The two quotes on the right are representative of what faculty who integrate these elements into their courses regularly tell us through surveys. They tell us that students now tend to understand more fully what was required to do as part of the class. The effective designing a course to meet QM standards has reduced the "What do I do" question to almost zero or someone saying, "I'm getting fewer questions in regard to expectations about where to find stuff in the navigational confusion."

I didn't put this quote in here, but one of my favorites that I hear often from faculty is they say this better design frees up their time, so they can focus on teaching the content versus answering procedural-type questions.

So we need to consider how do we support faculty to design courses that do all of these things. As we move into this next section, we have another poll for you: Does your institution offer course design or best teaching practices for online delivery types of professional development?

If you could, go ahead and complete that poll; and then I'm going to turn it over to Jean for some additional information.

We'll just give you a couple moments here to fill out the poll.

[Pause for responses]

As everyone's votes are coming in, it looks like the majority of institutions are offering both course design and best teaching practices, although there are schools that are offering none of that and some that are offering one or the other one but not both. We'll give it another moment here while everyone casts their vote.

[Pause for responses]

It looks like we're sitting at most institutions are offering both types of information, so you can go ahead and close that poll out.

One of the challenges – and this was noted early in the discussion, as we were waiting for the session to get started – is that even when institutions offer these kinds of services and offer either course design or best teaching practices, that doesn't necessarily mean that people have to use them. Just because a service is offered doesn't necessarily tell us anything about the organizational structure that mandates that use, that supports that use, or even that encourages that use. So just because we can offer them doesn't mean that they're going to have an impact. So we're going to talk a little bit about that today.

One of the challenges as you start talking about course design is that there are a lot of different people, depending on your institution, that could be involved with this. So over in the Chat, I'd just like you to take a moment and tell us who you are at your institution. Are you a faculty member developing your own course, or are you working somewhere in instructional design or online learning helping faculty develop their course? Just go ahead and take a moment in the Chat and let us know if you're a faculty developing your own course or an instructional designer.

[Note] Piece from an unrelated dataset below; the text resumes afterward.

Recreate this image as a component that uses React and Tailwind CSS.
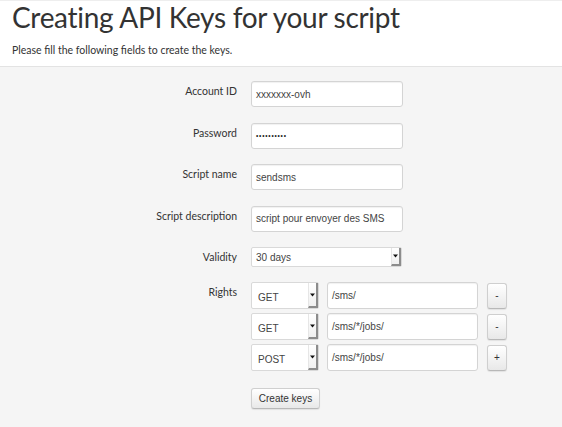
import React from 'react';

const labelFont = { fontFamily: 'Lato, "Open Sans", sans-serif' };
const fieldFont = { fontFamily: '"Liberation Sans", Arial, sans-serif' };

function Caret() {
  return (
    <svg width="5" height="4" viewBox="0 0 5 4" className="block">
      <path d="M0 0.5h5L2.5 3.5z" fill="#111" />
    </svg>
  );
}

function TextBox({ value, className = '' }) {
  return (
    <div
      className={`flex items-center h-[26px] bg-white border border-[#d4d4d4] rounded-[3px] shadow-[inset_0_1px_1px_rgba(0,0,0,0.06)] px-[4px] text-[10px] text-[#444] ${className}`}
      style={fieldFont}
    >
      {value}
    </div>
  );
}

function Select({ value, className = '', textClass = '' }) {
  return (
    <div
      className={`flex bg-white border border-[#d9d9d9] rounded-[2px] text-[10px] text-[#444] ${className}`}
      style={fieldFont}
    >
      <div className={`flex-1 flex items-center ${textClass}`}>{value}</div>
      <div className="w-[10px] flex items-center justify-center border-l border-[#e6e6e6] border-r-2 border-b-2 border-r-[#8c8c8c] border-b-[#8c8c8c] bg-gradient-to-b from-white to-[#f0f0f0]">
        <Caret />
      </div>
    </div>
  );
}

function Btn({ children, className = '' }) {
  return (
    <div
      className={`flex items-center justify-center bg-gradient-to-b from-white to-[#e8e8e8] border border-[#cfcfcf] border-b-[#b8b8b8] rounded-[3px] shadow-[0_1px_1px_rgba(0,0,0,0.08)] text-[10px] text-[#333] ${className}`}
      style={fieldFont}
    >
      {children}
    </div>
  );
}

function Label({ children }) {
  return (
    <div className="text-right text-[10.5px] leading-[14px] pt-[3px] text-[#333]" style={labelFont}>
      {children}
    </div>
  );
}

export default function App() {
  const rights = [
    { method: 'GET', path: '/sms/', action: '-' },
    { method: 'GET', path: '/sms/*/jobs/', action: '-' },
    { method: 'POST', path: '/sms/*/jobs/', action: '+' },
  ];

  return (
    <div className="w-[562px] h-[427px] bg-[#f5f5f5] overflow-hidden">
      {/* Header */}
      <div className="bg-white border-t border-[#eeeeee] border-b border-b-[#e3e3e3] px-[12px] pb-[9px]">
        <h1 className="text-[28px] leading-[33px] tracking-[-0.3px] text-[#333]" style={labelFont}>
          Creating API Keys for your script
        </h1>
        <p className="mt-[9px] text-[10.5px] leading-[14px] text-[#333]" style={labelFont}>
          Please fill the following fields to create the keys.
        </p>
      </div>

      {/* Form */}
      <div className="pt-[14px] grid grid-cols-[237px_1fr] gap-x-[14px]">
        <Label>Account ID</Label>
        <TextBox value="xxxxxxx-ovh" className="w-[152px] mb-[15.5px]" />

        <Label>Password</Label>
        <TextBox value="••••••••••" className="w-[152px] mb-[15.5px] tracking-[0.8px] !text-[6.5px] !text-[#222]" />

        <Label>Script name</Label>
        <TextBox value="sendsms" className="w-[152px] mb-[15.5px]" />

        <Label>Script description</Label>
        <TextBox value="script pour envoyer des SMS" className="w-[152px] mb-[15.5px]" />

        <Label>Validity</Label>
        <Select value="30 days" className="w-[151px] h-[20px] mb-[15px]" textClass="pl-[4px]" />

        <Label>Rights</Label>
        <div className="flex flex-col gap-[4px]">
          {rights.map((r, i) => (
            <div key={i} className="flex items-center h-[27px]">
              <Select value={r.method} className="w-[68px] h-[27px]" textClass="pl-[6px] pt-[3px]" />
              <TextBox value={r.path} className="w-[151px] h-[27px] ml-[8px]" />
              <Btn className="w-[20px] h-[26px] ml-[9px] text-[9px]">{r.action}</Btn>
            </div>
          ))}
        </div>

        <div />
        <Btn className="w-[69px] h-[21px] mt-[17px]">Create keys</Btn>
      </div>
    </div>
  );
}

They're coming in relatively quickly here; but it looks like we have a pretty good mix, with most people being instructional designers but a lot of people that are actually faculty members as well. As we move through the presentation, the remainder of what we're going to talk about, we're going to kind of hit on both views. What do you need to know if you're a faculty working to develop your own; and, if you're an instructional designer working with the faculty members, what information do you need to have to give those faculty members to make sure that they can design a really good online course?